In 1925 I had no conception of why the roof rose so high. That penny did not drop for thirty years and is discussed more fully later on. When I first sat in the room my pleasure was in the huge vault; in working out how the joints fitted together; how the iron tie bars prevented them from spreading and the whole ridge from collapsing. Pleasure in the way the iron had been hammered to form long, smooth welds and that magnificent central eye, with a vertical rod tying the cross bar to the peak of the roof. It was like sitting under a great cathedral vault and feeling the joy of the structure.

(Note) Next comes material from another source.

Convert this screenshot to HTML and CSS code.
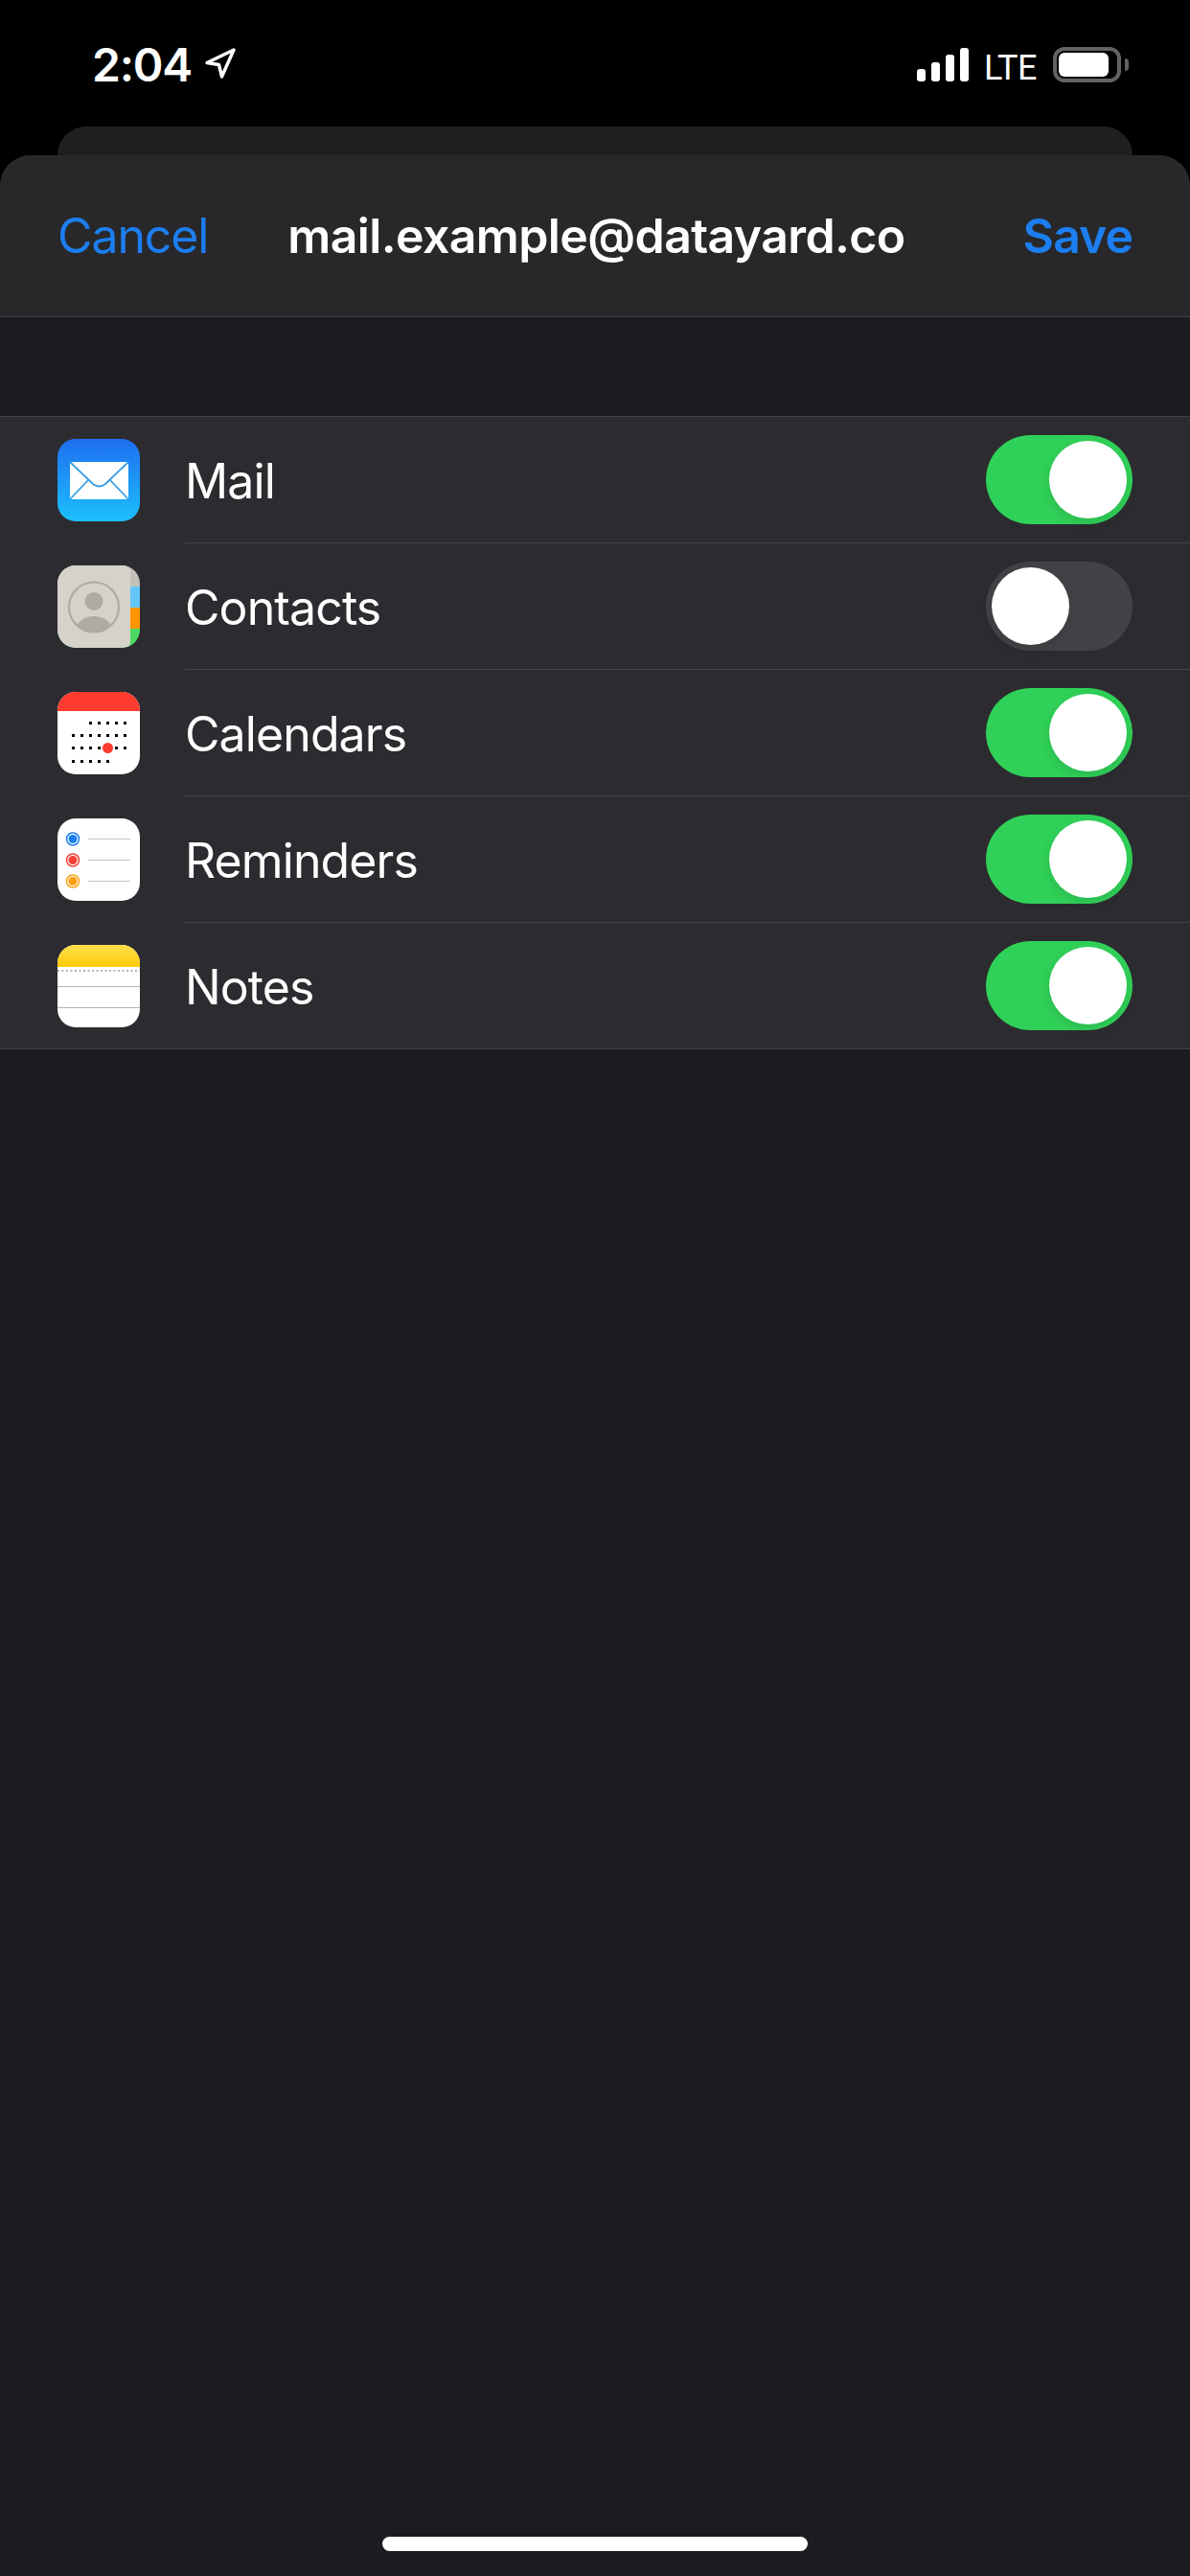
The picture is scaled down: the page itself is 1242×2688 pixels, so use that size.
FILE: index.html
```html
<!DOCTYPE html>
<html lang="en">
<head>
<meta charset="utf-8">
<title>mail.example@datayard.co</title>
<link rel="stylesheet" href="styles.css">
</head>
<body>
<div class="phone">
  <div class="status">
    <div class="status-left">
      <span class="time">2:04</span>
      <svg class="loc" width="34" height="34" viewBox="0 0 34 34"><path d="M3 16.5 L31 3 L18.5 31 L15.5 18.5 Z" fill="none" stroke="#fff" stroke-width="3.4" stroke-linejoin="round"/></svg>
    </div>
    <div class="status-right">
      <div class="signal"><i class="b1"></i><i class="b2"></i><i class="b3"></i><i class="b4"></i></div>
      <span class="lte">LTE</span>
      <div class="battery"><div class="battery-body"><div class="battery-fill"></div></div><div class="battery-nub"></div></div>
    </div>
  </div>
  <div class="back-card"></div>
  <div class="sheet">
    <header class="nav">
      <span class="nav-btn">Cancel</span>
      <span class="nav-title">mail.example@datayard.co</span>
      <span class="nav-btn nav-save">Save</span>
    </header>
    <ul class="list">
      <li class="row">
        <svg class="icon" viewBox="0 0 86 86">
          <defs><linearGradient id="mailg" x1="0" y1="0" x2="0" y2="1"><stop offset="0" stop-color="#1f6ff0"/><stop offset="1" stop-color="#1bc0fd"/></linearGradient></defs>
          <rect width="86" height="86" rx="19" fill="url(#mailg)"/>
          <rect x="13" y="24" width="61" height="39" fill="#fff"/>
          <path d="M13 24 L37 47 Q43.500 52 50 47 L74 24 M13 63 L32 43 M74 63 L55 43" fill="none" stroke="#3a9fe8" stroke-width="1.800"/>
        </svg>
        <div class="row-main"><span class="label">Mail</span><div class="toggle on"><span class="knob"></span></div></div>
      </li>
      <li class="row">
        <svg class="icon" viewBox="0 0 86 86">
          <defs>
            <clipPath id="cround"><rect width="86" height="86" rx="19"/></clipPath>
            <clipPath id="ccircle"><circle cx="38" cy="43.500" r="26"/></clipPath>
          </defs>
          <g clip-path="url(#cround)">
            <rect width="86" height="22" fill="#c4c1ba"/>
            <rect y="22" width="86" height="22" fill="#62c6f8"/>
            <rect y="44" width="86" height="22" fill="#ff9500"/>
            <rect y="66" width="86" height="20" fill="#4cd964"/>
            <path d="M0 0 H70 Q76 0 76 6 V80 Q76 86 70 86 H0 Z" fill="#d5d2ca"/>
          </g>
          <circle cx="38" cy="43.500" r="26" fill="none" stroke="#afaaa4" stroke-width="2.200"/>
          <circle cx="38" cy="37.500" r="9.500" fill="#afaaa4"/>
          <ellipse cx="38" cy="70" rx="20" ry="17" fill="#afaaa4" clip-path="url(#ccircle)"/>
        </svg>
        <div class="row-main"><span class="label">Contacts</span><div class="toggle"><span class="knob"></span></div></div>
      </li>
      <li class="row">
        <svg class="icon" viewBox="0 0 86 86">
          <defs><clipPath id="calr"><rect width="86" height="86" rx="19"/></clipPath></defs>
          <g clip-path="url(#calr)">
            <rect width="86" height="86" fill="#fff"/>
            <rect width="86" height="20" fill="#ff3b30"/>
          </g>
          <path d="M33 31h3v3h-3z M42 31h3v3h-3z M51 31h3v3h-3z M60 31h3v3h-3z M69 31h3v3h-3z M15 44h3v3h-3z M24 44h3v3h-3z M33 44h3v3h-3z M42 44h3v3h-3z M51 44h3v3h-3z M60 44h3v3h-3z M69 44h3v3h-3z M15 57h3v3h-3z M24 57h3v3h-3z M33 57h3v3h-3z M42 57h3v3h-3z M60 57h3v3h-3z M69 57h3v3h-3z M15 71h3v3h-3z M24 71h3v3h-3z M33 71h3v3h-3z M42 71h3v3h-3z M51 71h3v3h-3z" fill="#000"/>
          <circle cx="52.500" cy="58.500" r="5.500" fill="#ff3b30"/>
        </svg>
        <div class="row-main"><span class="label">Calendars</span><div class="toggle on"><span class="knob"></span></div></div>
      </li>
      <li class="row">
        <svg class="icon" viewBox="0 0 86 86">
          <rect width="86" height="86" rx="19" fill="#fff"/>
          <circle cx="16" cy="21.500" r="6.500" fill="none" stroke="#1a7ff0" stroke-width="1.500"/><circle cx="16" cy="21.500" r="4.500" fill="#1a7ff0"/>
          <circle cx="16" cy="43.500" r="6.500" fill="none" stroke="#f5413a" stroke-width="1.500"/><circle cx="16" cy="43.500" r="4.500" fill="#f5413a"/>
          <circle cx="16" cy="65.500" r="6.500" fill="none" stroke="#ff9f0a" stroke-width="1.500"/><circle cx="16" cy="65.500" r="4.500" fill="#ff9f0a"/>
          <path d="M32 21.500H76 M32 43.500H76 M32 65.500H76" stroke="#c6c6ca" stroke-width="1"/>
        </svg>
        <div class="row-main"><span class="label">Reminders</span><div class="toggle on"><span class="knob"></span></div></div>
      </li>
      <li class="row">
        <svg class="icon" viewBox="0 0 86 86">
          <defs>
            <clipPath id="nr"><rect width="86" height="86" rx="19"/></clipPath>
            <linearGradient id="ng" x1="0" y1="0" x2="0" y2="1"><stop offset="0" stop-color="#ffe04e"/><stop offset="1" stop-color="#ffca08"/></linearGradient>
          </defs>
          <g clip-path="url(#nr)">
            <rect width="86" height="86" fill="#fff"/>
            <rect width="86" height="23" fill="url(#ng)"/>
            <path d="M0 27H86" stroke="#b5b5b5" stroke-width="2" stroke-dasharray="2 2.500"/>
            <path d="M0 43.500H86 M0 65.500H86" stroke="#b4b4b4" stroke-width="1"/>
          </g>
        </svg>
        <div class="row-main last"><span class="label">Notes</span><div class="toggle on"><span class="knob"></span></div></div>
      </li>
    </ul>
    <div class="home-bar"></div>
  </div>
</div>
</body>
</html>
```
FILE: styles.css
```css
* { box-sizing: border-box; }
html, body { margin: 0; padding: 0; background: #000; }
.phone {
  width: 1242px;
  height: 2688px;
  display: flex;
  flex-direction: column;
  background: #000;
  color: #fff;
  font-family: Inter, "Liberation Sans", sans-serif;
  overflow: hidden;
}
.status {
  height: 132px;
  flex: none;
  display: flex;
  justify-content: space-between;
  padding: 48px 64px 0 96px;
}
.status-left { display: flex; align-items: flex-start; gap: 13px; }
.time { font-size: 48px; font-weight: 600; line-height: 40px; letter-spacing: -1.2px; }
.loc { margin-top: 1px; }
.status-right { display: flex; align-items: flex-start; }
.signal { display: flex; align-items: flex-end; gap: 6px; height: 35px; margin-top: 2px; }
.signal i { display: block; width: 9px; background: #fff; border-radius: 3px; }
.b1 { height: 13px; }
.b2 { height: 20px; }
.b3 { height: 28px; }
.b4 { height: 35px; }
.lte {
  font-family: Roboto, sans-serif;
  font-size: 36px;
  line-height: 30px;
  margin: 8px 0 0 16px;
  letter-spacing: -0.5px;
}
.battery { display: flex; align-items: center; margin: 1px 0 0 17px; }
.battery-body {
  width: 71px;
  height: 37px;
  border: 4px solid #626262;
  border-radius: 12px;
  padding: 2px;
}
.battery-fill { width: 52px; height: 100%; background: #fff; border-radius: 6px; }
.battery-nub { width: 4px; height: 13px; margin-left: 4px; background: #626262; border-radius: 0 4px 4px 0; }
.back-card {
  flex: none;
  height: 30px;
  margin: 0 60px;
  background: #1f1f21;
  border-radius: 30px 30px 0 0;
}
.sheet {
  flex: 1;
  display: flex;
  flex-direction: column;
  background: #1c1c20;
  border-radius: 32px 32px 0 0;
  overflow: hidden;
}
.nav {
  flex: none;
  height: 169px;
  display: flex;
  align-items: center;
  justify-content: space-between;
  padding: 0 60px;
  background: #28282b;
  border-bottom: 1px solid #414144;
}
.nav-btn { font-size: 50px; color: #1c7ef0; letter-spacing: -1.1px; }
.nav-save { font-weight: 600; letter-spacing: -1px; }
.nav-title { font-size: 50px; font-weight: 600; letter-spacing: -0.62px; margin: 0 32px 0 -8px; }
.list {
  list-style: none;
  margin: 103px 0 0;
  padding: 0;
  background: #2c2c30;
  border-top: 1px solid #414144;
  border-bottom: 1px solid #414144;
}
.row {
  height: 132px;
  display: flex;
  align-items: center;
  padding-left: 60px;
}
.row:last-child { height: 131px; }
.icon { width: 86px; height: 86px; flex: none; }
.row-main {
  flex: 1;
  height: 100%;
  margin-left: 47px;
  padding-right: 60px;
  display: flex;
  align-items: center;
  justify-content: space-between;
  border-bottom: 1px solid #46464a;
}
.row-main.last { border-bottom: 0; }
.label { font-size: 50px; letter-spacing: -0.9px; padding-top: 2px; }
.toggle {
  width: 153px;
  height: 93px;
  border-radius: 47px;
  background: #434347;
  padding: 6px;
  display: flex;
}
.toggle.on { background: #30d158; justify-content: flex-end; }
.knob {
  width: 81px;
  height: 81px;
  border-radius: 50%;
  background: #fff;
  display: block;
  box-shadow: 0 4px 12px rgba(0, 0, 0, 0.12);
}
.home-bar {
  margin: auto auto 26px;
  width: 444px;
  height: 15px;
  border-radius: 8px;
  background: #fff;
}
```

An imaginative young teacher had started these dreams. One afternoon he sprang to life, acting out being a building. He stood against the wall and became that wall. The class had felt the weight of the bricks pressing down on the top of his head, so heavy that he almost buckled at the knees. Then, when the walls had been built to door height, he acted the bricks above the doorway, unsupported and loose, raining down on his head. This made us laugh, but he found a solution - a lintel. A beam of wood or concrete over the head of the door would bridge the gap and support the bricks above.